Here is the answer from one of the authors of the game, John Romero, talking about how this started, some technical details for what allows it to run everywhere, and why running it on an ATM, piano and pregnancy test is not that exciting (these are modern chips that can do a lot), while running it on a really old computer is much more interesting.

Anonymous 0 Comments

Another factor that hasn’t been brought up is a lot of smart devices are just running android under the hood and Doom already has many ports for android thanks to the source code being available. I remember the itrunsdoom blog talking about somebody running doom on a peloton and when they asked him how he did it his response was, “It’s just an android tablet.” At that point the most difficult part is probably just getting the device to let you install third party apk’s.

Anonymous 0 Comments

Putting aside the fact that some of these are kind of faked (like the pregnancy test and note) by just using them as a display with Doom running on something else, Doom can run on a lot of tiny embedded modern hardware because it was designed to run on (now ancient) 33mhz 486 CPUs in the 90s.

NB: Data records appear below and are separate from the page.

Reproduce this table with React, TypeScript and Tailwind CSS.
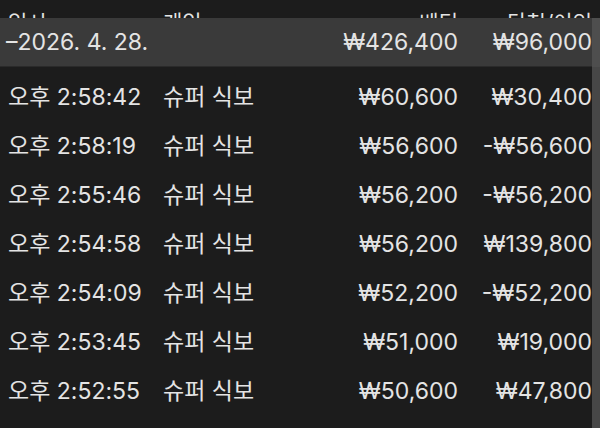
const rows = [
  { time: '오후 2:58:42', name: '슈퍼 식보', amount: '₩60,600', net: '₩30,400' },
  { time: '오후 2:58:19', name: '슈퍼 식보', amount: '₩56,600', net: '-₩56,600' },
  { time: '오후 2:55:46', name: '슈퍼 식보', amount: '₩56,200', net: '-₩56,200' },
  { time: '오후 2:54:58', name: '슈퍼 식보', amount: '₩56,200', net: '₩139,800' },
  { time: '오후 2:54:09', name: '슈퍼 식보', amount: '₩52,200', net: '-₩52,200' },
  { time: '오후 2:53:45', name: '슈퍼 식보', amount: '₩51,000', net: '₩19,000' },
  { time: '오후 2:52:55', name: '슈퍼 식보', amount: '₩50,600', net: '₩47,800' },
];

export default function App() {
  return (
    <div
      className="w-[600px] h-[428px] overflow-hidden bg-[#1c1c1c] text-[#e4e4e4] text-[23px] leading-none flex flex-col"
      style={{ fontFamily: '"Inter", "Noto Sans CJK KR", sans-serif' }}
    >
      {/* header, scrolled almost out of view */}
      <div className="h-[18px] flex items-end pr-[8px] overflow-hidden shrink-0">
        <div className="flex w-full items-end -mb-[15px] text-[21px]">
          <span className="w-[163px] pl-[8px]">일시</span>
          <span className="w-[100px]">게임</span>
          <span className="flex-1 text-right">베팅</span>
          <span className="w-[134px] text-right">당첨/이익</span>
        </div>
      </div>

      <div className="flex flex-1 min-h-0">
        <div className="flex-1 flex flex-col">
          <div className="h-[49px] bg-[#3a3a3a] border-b border-[#2a2a2a] flex items-center shrink-0">
            <span className="flex-1 pl-[6px]">–2026. 4. 28.</span>
            <span className="text-right">₩426,400</span>
            <span className="w-[134px] text-right">₩96,000</span>
          </div>
          <div className="flex flex-col pt-[6px]">
            {rows.map((r, i) => (
              <div key={i} className="h-[49px] flex items-center shrink-0">
                <span className="w-[163px] pl-[8px]">{r.time}</span>
                <span className="flex-1">{r.name}</span>
                <span className="text-right">{r.amount}</span>
                <span className="w-[134px] text-right">{r.net}</span>
              </div>
            ))}
          </div>
        </div>
        {/* scrollbar track */}
        <div className="w-[8px] flex flex-col shrink-0">
          <div className="h-[49px] bg-[#4e4e4e]" />
          <div className="flex-1 bg-[#474747]" />
        </div>
      </div>
    </div>
  );
}
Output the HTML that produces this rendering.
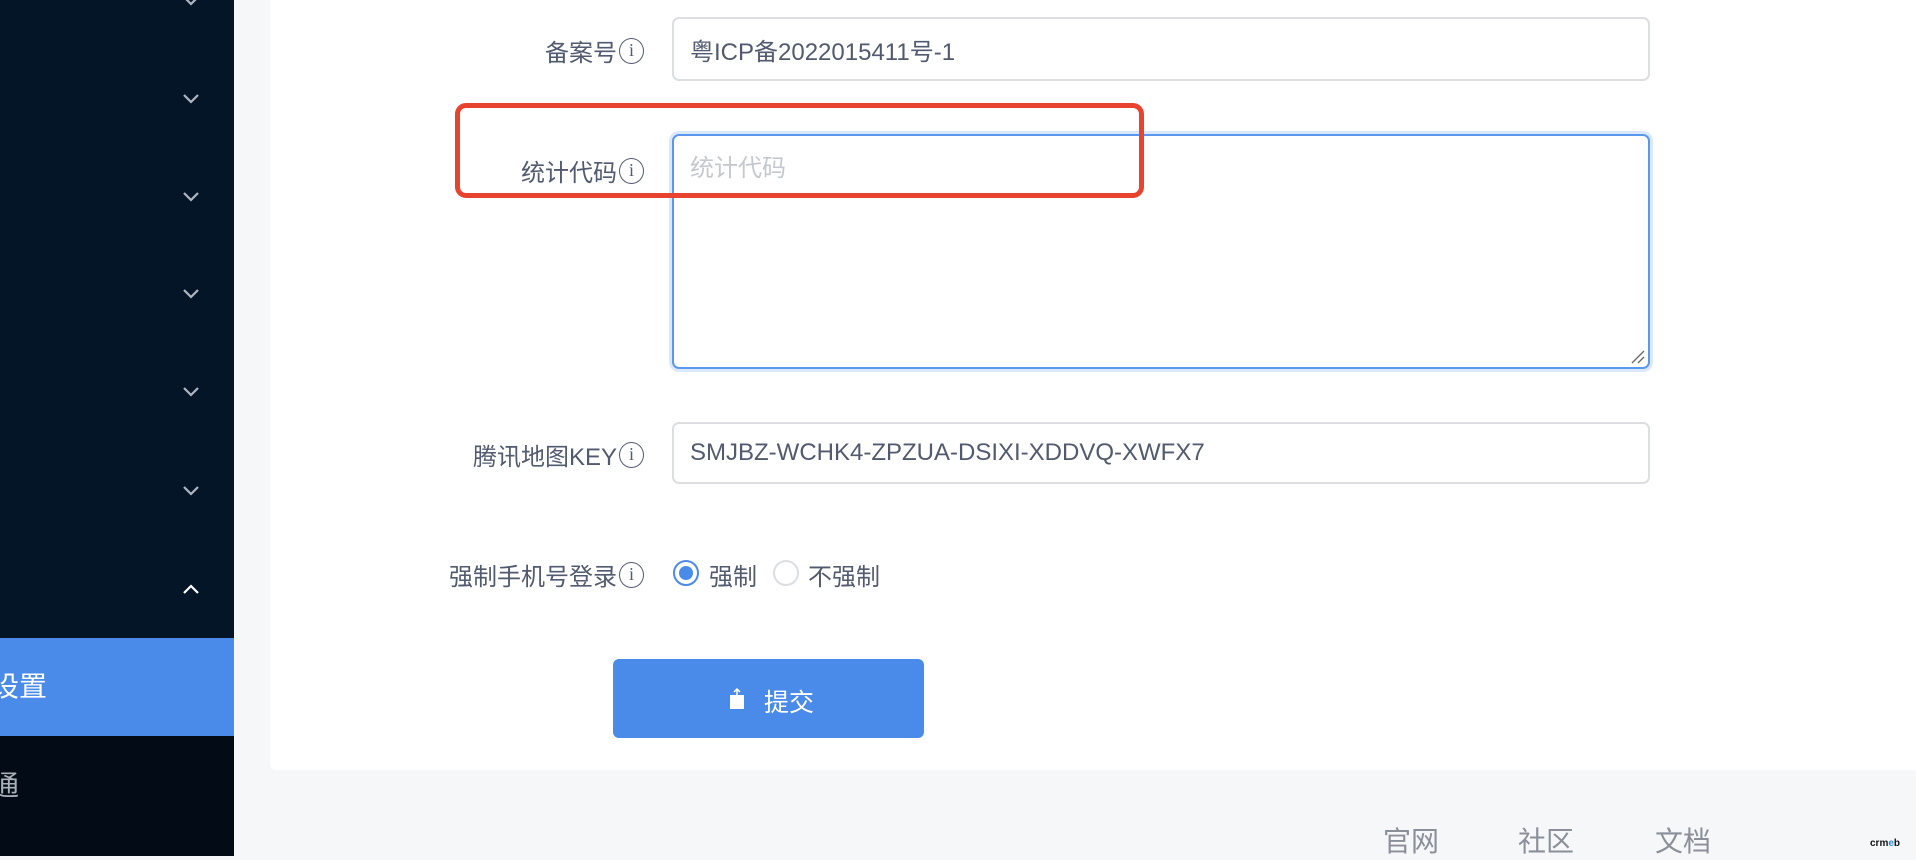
<!DOCTYPE html>
<html><head><meta charset="utf-8"><style>
*{margin:0;padding:0;box-sizing:border-box}
body{width:1916px;height:856px;overflow:hidden;background:#f5f7f9;font-family:"Liberation Sans","Noto Sans CJK SC",sans-serif;position:relative}
.side{position:absolute;left:0;top:0;width:234px;height:856px;background:#051528;overflow:hidden}
.side .bot{position:absolute;left:0;top:736px;width:234px;height:120px;background:#020b16}
.side .sel{position:absolute;left:0;top:638px;width:234px;height:98px;background:#4a8be9}
.chev{position:absolute;left:182px;width:18px;height:16px}
.card{position:absolute;left:270px;top:-10px;width:1660px;height:780px;background:#fff;border-radius:6px}
.abs{position:absolute}
.lbl{position:absolute;right:1272px;font-size:24px;color:#515a6e;white-space:nowrap;display:flex;align-items:center}
.info{display:inline-block;width:25px;height:26px;border:1.5px solid #515a6e;border-radius:50%;font-family:"Liberation Serif",serif;font-size:18px;line-height:23px;text-align:center;margin-left:2px;color:#515a6e}
.inp{position:absolute;left:672px;width:978px;border:2px solid #dcdee2;border-radius:7px;font-size:24px;color:#515a6e;padding-left:16px;display:flex;align-items:center}
</style></head><body>
<div class="side">
<div class="bot"></div>
<div class="sel"></div>
<svg class="chev" style="top:-7px" viewBox="0 0 18 16"><path d="M2 4 L9 11 L16 4" fill="none" stroke="#b0b6c0" stroke-width="2.2"/></svg>
<svg class="chev" style="top:91px" viewBox="0 0 18 16"><path d="M2 4 L9 11 L16 4" fill="none" stroke="#b0b6c0" stroke-width="2.2"/></svg>
<svg class="chev" style="top:189px" viewBox="0 0 18 16"><path d="M2 4 L9 11 L16 4" fill="none" stroke="#b0b6c0" stroke-width="2.2"/></svg>
<svg class="chev" style="top:286px" viewBox="0 0 18 16"><path d="M2 4 L9 11 L16 4" fill="none" stroke="#b0b6c0" stroke-width="2.2"/></svg>
<svg class="chev" style="top:384px" viewBox="0 0 18 16"><path d="M2 4 L9 11 L16 4" fill="none" stroke="#b0b6c0" stroke-width="2.2"/></svg>
<svg class="chev" style="top:483px" viewBox="0 0 18 16"><path d="M2 4 L9 11 L16 4" fill="none" stroke="#b0b6c0" stroke-width="2.2"/></svg>
<svg class="chev" style="top:581px" viewBox="0 0 18 16"><path d="M2 12 L9 5 L16 12" fill="none" stroke="#fff" stroke-width="2.2"/></svg>
<div class="abs" style="left:-9px;top:670px;font-size:28px;line-height:34px;color:#fff">设置</div>
<div class="abs" style="left:-9px;top:769px;font-size:28px;line-height:34px;color:#aab0b8">通</div>
</div>
<div class="card"></div>

<div class="lbl" style="top:33px">备案号<span class="info">i</span></div>
<div class="inp" style="top:17px;height:64px">粤ICP备2022015411号-1</div>

<div class="lbl" style="top:153px">统计代码<span class="info">i</span></div>
<div class="inp" style="top:134px;height:235px;border-color:#5b97ec;box-shadow:0 0 0 3px #dbe8fb;align-items:flex-start;padding-top:12px;color:#c5c8ce">统计代码
<svg class="abs" style="right:3px;bottom:3px" width="14" height="14" viewBox="0 0 14 14"><path d="M1 13 L13 1 M7 13 L13 7" stroke="#666" stroke-width="1.3"/></svg></div>

<div class="abs" style="left:455px;top:103px;width:689px;height:95px;border:5px solid #e8432e;border-radius:11px"></div>

<div class="lbl" style="top:437px">腾讯地图KEY<span class="info">i</span></div>
<div class="inp" style="top:422px;height:62px">SMJBZ-WCHK4-ZPZUA-DSIXI-XDDVQ-XWFX7</div>

<div class="lbl" style="top:557px">强制手机号登录<span class="info">i</span></div>
<div class="abs" style="left:673px;top:560px;width:26px;height:26px;border:2px solid #4a8be9;border-radius:50%"><div style="position:absolute;left:4px;top:4px;width:14px;height:14px;border-radius:50%;background:#4a8be9"></div></div>
<div class="abs" style="left:709px;top:557px;font-size:24px;color:#515a6e">强制</div>
<div class="abs" style="left:773px;top:560px;width:26px;height:26px;border:2px solid #dcdee2;border-radius:50%"></div>
<div class="abs" style="left:808px;top:557px;font-size:24px;color:#515a6e">不强制</div>

<div class="abs" style="left:613px;top:659px;width:311px;height:79px;background:#4a8be9;border-radius:6px"></div>
<svg class="abs" style="left:729px;top:688px" width="16" height="22" viewBox="0 0 16 22"><rect x="1" y="7" width="14" height="14" fill="#fff"/><path d="M8 1 L8 8 M5 4 L8 1 L11 4" stroke="#fff" stroke-width="1.5" fill="none"/></svg>
<div class="abs" style="left:764px;top:683px;font-size:25px;color:#fff">提交</div>

<div class="abs" style="left:1383px;top:820px;font-size:28px;color:#8a8f99">官网</div>
<div class="abs" style="left:1518px;top:820px;font-size:28px;color:#8a8f99">社区</div>
<div class="abs" style="left:1655px;top:820px;font-size:28px;color:#8a8f99">文档</div>
<div class="abs" style="left:1870px;top:838px;font-size:10px;font-weight:bold;color:#111">crm<span style="color:#2b8de8">e</span>b</div>
</body></html>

Just taking that smart lightbulb that can run Doom as an example, the lightbulb has a 40mhz ARM CPU in it to handle the wifi and http connectivity it uses to connect to its app. That tiny ARM chip is more powerful than the 486 processors of 30 years ago.

Anonymous 0 Comments

Installing Doom on a device with a processor and display, is the hacker community announcement that the device has been hacked. Doom is typically used because it doesn’t require much processor or RAM. The game Doom is simple, recognizable, works on Windows, Linux, and Mac, old machines and new alike. They could do Oregon Trail, or other similar game, but Doom, while not the first 3D game, was the first 3D game to achieve widespread popularity.

Installing Doom is the hardware hacker equivalent of building a hotrod in your garage. It’s like remodeling the kitchen in a house. It’s like writing the definitive book on the device. Once a device can run Doom, it can pretty much run anything, take input, and display output.

Although the pregnancy test thing is just a wannabe. They disrespect the community.

Anonymous 0 Comments

Most of the time it’s less “playing doom” on the actual device, and more “hijacking the display” to output a computer playing doom.

Anonymous 0 Comments

The DOOM program is written in C. C code can run on basically anything, and most of the code doesn’t care what kind of device it’s on. DOOM’s code is also publicly available, so programmers can download and edit it if they need to.

So, all you need to do, is write logic to read the buttons and control the display, and then figure out how to get that code into the device. And, if the device has enough RAM and CPU, DOOM will run fine.

And, DOOM is old (released in 1993).

Computers have become so much cheaper since then, that what was a supercomputer in the 1970s, high-end workstation in the 1980s or game console in the 1990s, is the bottom of the barrel by the 2000s, and so cheap by the 2010s, that trying to use anything less powerful is a waste of engineering.

In 1993, the average home computer was just barely, maybe capable of running DOOM. So, the game was written to use as little of the computer as it can get away with. If your computer has power to spare, DOOM can use it, but it’s not a requirement.

So, there are a lot of computers that have the power to run DOOM just fine.